- An E-5 with 6 years of service earns identical base pay ($4,110/month) regardless of duty station — but their total compensation can differ by nearly $47,000/year because of BAH
- 2026 BAH for an E-5 with dependents ranges from $1,260/month (Lawton, OK / Fort Sill) to $3,726/month (Honolulu, HI) — a $29,592/year difference in direct pay
- Because BAH is tax-free, a civilian would need to earn roughly $6,200/month more in gross income to match the housing advantage of a Honolulu-stationed E-5 vs. a Fort Sill-stationed E-5
- The civilian salary equivalent — what someone would need to earn to match total compensation after taxes — spans from approximately $77,000 to $124,000/year across the full duty station spectrum
- State income tax matters: Hawaii state income tax at the 8%+ rate compounds the BAH advantage for Honolulu-stationed members versus zero-income-tax states
The scenarios below use real 2026 data for illustration — actual outcomes depend on individual circumstances, duty station, rank, family situation, and financial decisions.
Why do two E-5s with identical rank and time in service make $47,000 apart?
Consider two E-5s, both with 6 years of service, both married with dependents. Their base pay is identical: $4,110/month per the 2026 DFAS pay tables. Their BAS is identical: $476.95/month. They have the same rank, the same time in service, the same federal income tax on their base pay.

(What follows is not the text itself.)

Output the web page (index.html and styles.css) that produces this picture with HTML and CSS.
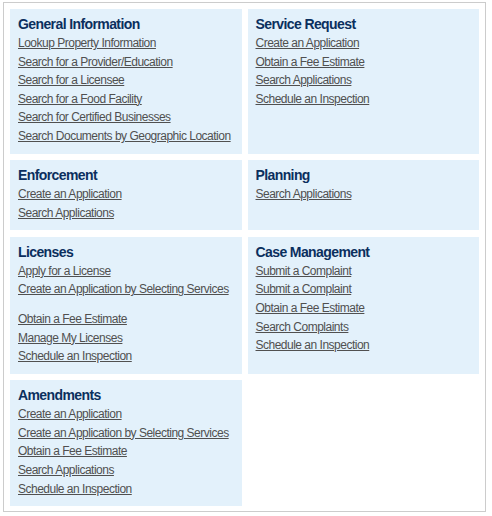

One is stationed at Fort Sill, Oklahoma. One is stationed at Pearl Harbor, Hawaii.
Their total compensation packages are nearly $47,000 apart.
This is not a bug in military pay. It is intentional — BAH is designed to cover local housing costs, and housing costs vary enormously across the United States. But it has real consequences for how service members evaluate duty stations, negotiate assignment preferences, and plan their financial lives.
What does the BAH gap between duty stations actually look like in dollars?
E-5 over 6 base pay: $4,110.00/month (all locations — identical)
BAS (enlisted): $476.95/month (all locations — identical)
| Duty Station | BAH (w/dep) | Monthly Total | Annual Total |
|---|---|---|---|
| Fort Sill / Lawton, OK | $1,260 | $5,847 | $70,163 |
| Fort Cavazos / Killeen, TX | $1,422 | $6,009 | $72,107 |
| Fort Campbell / Clarksville, TN | $1,566 | $6,153 | $73,835 |
| JBLM / Tacoma, WA | $2,412 | $6,999 | $83,987 |
| San Diego, CA | $3,312 | $7,899 | $94,787 |
| Honolulu / Pearl Harbor, HI | $3,726 | $8,313 | $99,755 |
2026 BAH rates from DoD. Base pay and BAS are 2026 DFAS published rates.
The direct pay gap between Fort Sill and Honolulu is $29,592/year — or nearly the entire annual base pay of an E-3. That gap comes entirely from BAH. Every single dollar of it is tax-free.
Why the Gap Is Larger Than It Looks
The direct dollar gap understates the real compensation difference because BAH and BAS are tax-free income. To understand the full impact, you need to think in terms of civilian salary equivalent — what a civilian would need to earn in gross income to produce the same monthly take-home.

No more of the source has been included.